The Difficulty of Making Meaningful Choices
The constant confusion in which they find themselves leaves
Rosencrantz and Guildenstern feeling unable to make any significant choices
in their lives. They are pushed along toward their deaths by what
appear to be random forces, and they fail to respond to their circumstances
with anything but total passivity. Their lack of agency is underscored
by Stoppard’s decision to transport them from scene to scene without
any choice on their part. One minute Rosencrantz and Guildenstern
are in the woods with the Tragedians, and the next they are in Elsinore
being asked to probe Hamlet’s distressed mind, a request they accept
without even understanding what they have been asked to do. Even
at the end of Act II, when they ask each other if they should go
to England, Rosencrantz and Guildenstern do not make a choice but
instead merely continue on the path that has been laid out for them.
Since they have already come this far, Rosencrantz says, they may
as well keep going. Their passive approach to their lives reflects
how difficult it is to make decisions in a world that we do not
fully understand, in which any choice can seem meaningless and therefore
not worth making.
Stoppard demonstrates the danger of this passivity by
giving Rosencrantz and Guildenstern the opportunity to make a very meaningful
choice, which they fail to do. This moment occurs when they discover
that they have a letter ordering Hamlet’s death upon their arrival
in England: if they destroy it, Hamlet lives, but if they do nothing,
he dies. While Rosencrantz hesitates about what to do, Guildenstern
argues that they should not take any action, since they might not
understand what is at stake. Although this decision may seem like
an unfeeling rationalization for moral laziness, it is in fact simply
an extension of the passivity that has marked Rosencrantz and Guildenstern
throughout the play. By failing to make a significant choice when
they have the opportunity to do so, Rosencrantz and Guildenstern
incur terrible consequences, as Hamlet discovers the letter and
switches it with one ordering their deaths rather than his own.
Even though deciding which actions we should take in life is at
times so difficult that we might be tempted to succumb to total passivity,
failing to act is itself a decision, one that the play presents as
not merely immoral but self-destructive.
The Relationship Between Life and the Stage
Rosencrantz and Guildenstern Are Dead emphasizes
the close connection between real life and the world of theatrical
performance. Numerous features of the play work to underscore this
connection, not least of which is the fact that the play asks its
audience to assume that the characters from Shakespeare’s Hamlet are
real and deserve to have their story told from another perspective.

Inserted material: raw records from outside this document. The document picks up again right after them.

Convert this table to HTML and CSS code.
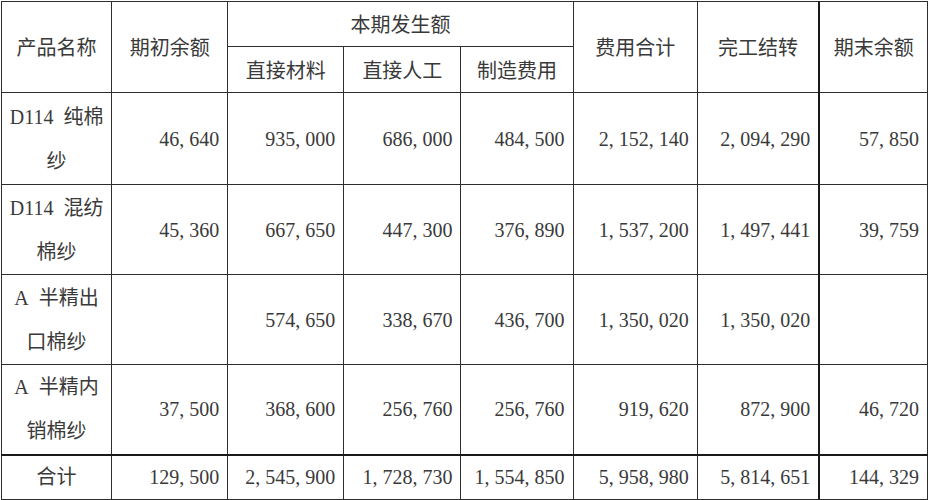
FILE: index.html
```html
<!DOCTYPE html>
<html lang="zh">
<head>
<meta charset="utf-8">
<link rel="stylesheet" href="styles.css">
</head>
<body>
<div class="page">
<table class="cost">
  <colgroup>
    <col class="c1"><col class="c2"><col class="c3"><col class="c4"><col class="c5"><col class="c6"><col class="c7"><col class="c8">
  </colgroup>
  <tr class="h1">
    <th rowspan="2">产品名称</th>
    <th rowspan="2">期初余额</th>
    <th colspan="3" class="grp">本期发生额</th>
    <th rowspan="2">费用合计</th>
    <th rowspan="2">完工结转</th>
    <th rowspan="2" class="thick-l">期末余额</th>
  </tr>
  <tr class="h2">
    <th>直接材料</th>
    <th>直接人工</th>
    <th>制造费用</th>
  </tr>
  <tr class="r r1">
    <td class="name">D114&ensp;纯棉<br>纱</td>
    <td>46, 640</td>
    <td>935, 000</td>
    <td>686, 000</td>
    <td>484, 500</td>
    <td>2, 152, 140</td>
    <td>2, 094, 290</td>
    <td class="thick-l">57, 850</td>
  </tr>
  <tr class="r">
    <td class="name">D114&ensp;混纺<br>棉纱</td>
    <td>45, 360</td>
    <td>667, 650</td>
    <td>447, 300</td>
    <td>376, 890</td>
    <td>1, 537, 200</td>
    <td>1, 497, 441</td>
    <td class="thick-l">39, 759</td>
  </tr>
  <tr class="r">
    <td class="name">A&ensp;半精出<br>口棉纱</td>
    <td></td>
    <td>574, 650</td>
    <td>338, 670</td>
    <td>436, 700</td>
    <td>1, 350, 020</td>
    <td>1, 350, 020</td>
    <td class="thick-l"></td>
  </tr>
  <tr class="r">
    <td class="name">A&ensp;半精内<br>销棉纱</td>
    <td>37, 500</td>
    <td>368, 600</td>
    <td>256, 760</td>
    <td>256, 760</td>
    <td>919, 620</td>
    <td>872, 900</td>
    <td class="thick-l">46, 720</td>
  </tr>
  <tr class="total">
    <td class="name">合计</td>
    <td>129, 500</td>
    <td>2, 545, 900</td>
    <td>1, 728, 730</td>
    <td>1, 554, 850</td>
    <td>5, 958, 980</td>
    <td>5, 814, 651</td>
    <td class="thick-l">144, 329</td>
  </tr>
</table>
</div>
</body>
</html>
```
FILE: styles.css
```css
html, body {
  margin: 0;
  padding: 0;
  background: #ffffff;
}
.page {
  padding: 1px 0 0 1px;
}
.cost {
  border-collapse: collapse;
  table-layout: fixed;
  width: 927px;
  font-family: "Liberation Serif", "Noto Sans CJK SC", serif;
  font-size: 20px;
  color: #3a3a3a;
}
.c1 { width: 110px; }
.c2 { width: 116px; }
.c3 { width: 116px; }
.c4 { width: 117px; }
.c5 { width: 112px; }
.c6 { width: 124px; }
.c7 { width: 122px; }
.c8 { width: 108px; }
.cost th, .cost td {
  border: 1px solid #2e2e2e;
  padding: 0;
  font-weight: normal;
  line-height: 24px;
}
.cost th {
  text-align: center;
  font-family: "Noto Sans CJK SC", sans-serif;
  font-size: 20px;
}
.h1 { height: 45px; }
.h2 { height: 46px; }
.r { height: 90px; }
.r1 { height: 92px; }
.total { height: 45px; }
.cost td {
  text-align: right;
  padding-right: 8px;
}
.cost td.name {
  text-align: center;
  padding: 0;
  font-size: 20px;
  line-height: 44px;
}
.total td.name {
  line-height: 24px;
}
.cost .thick-l {
  border-left: 2px solid #1a1a1a;
}
.total td {
  border-top: 2px solid #1a1a1a;
}
```
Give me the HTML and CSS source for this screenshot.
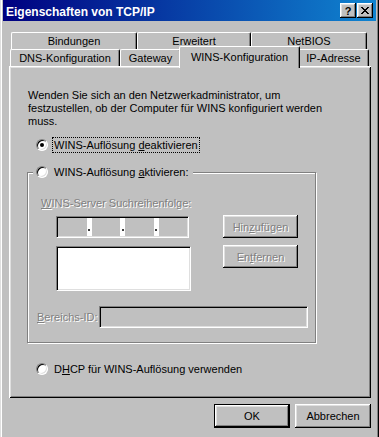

Within the play, the connection between life and the stage is revealed
to Rosencrantz and Guildenstern by the presence of the Tragedians,
who perform a play that depicts parallel events to those in which
the two men find themselves. This play shows that the characters
most similar to Rosencrantz and Guildenstern are ultimately killed,
which is precisely the fate that befalls Stoppard’s main characters.
As they watch the play, Rosencrantz and Guildenstern see that the
two actors playing the roles parallel their own are dressed exactly
as they are. This confuses Rosencrantz so much that he wonders why
he recognizes the actor dressed as himself but then tells the actor
that he is not who the actor believed he was. In other words, theater
reflects life so well that Rosencrantz cannot tell which is which.
Guildenstern criticizes the Player for assuming that theatrical performance
can depict real feelings, especially the terror of death. The Player’s
response is twofold—he claims that theatrical death is the only
kind people believe in because it is what they expect, and then
he demonstrates that point to Rosencrantz and Guildenstern by convincingly
performing his own death when Guildenstern stabs him with a stage
knife. Rosencrantz and Guildenstern are completely persuaded by
the Player’s performance, which lends credence to his claim that
people really do believe in the things that theater has led them
to expect. Indeed, the characters only believe in death when it
looks theatrical, as Rosencrantz and Guildenstern cannot quite bring
themselves to believe in their own impending deaths, for which they
are unable to form any expectations. The audience cannot believe
in their deaths either, at least according to the logic of the play
and the Player, since the audience’s expectation that Rosencrantz
and Guildenstern will die is never fulfilled. By refusing to depict
their deaths and refusing to give the audience what it knows is
coming, Stoppard keeps Rosencrantz and Guildenstern from dying and
instead turns them into living literary characters.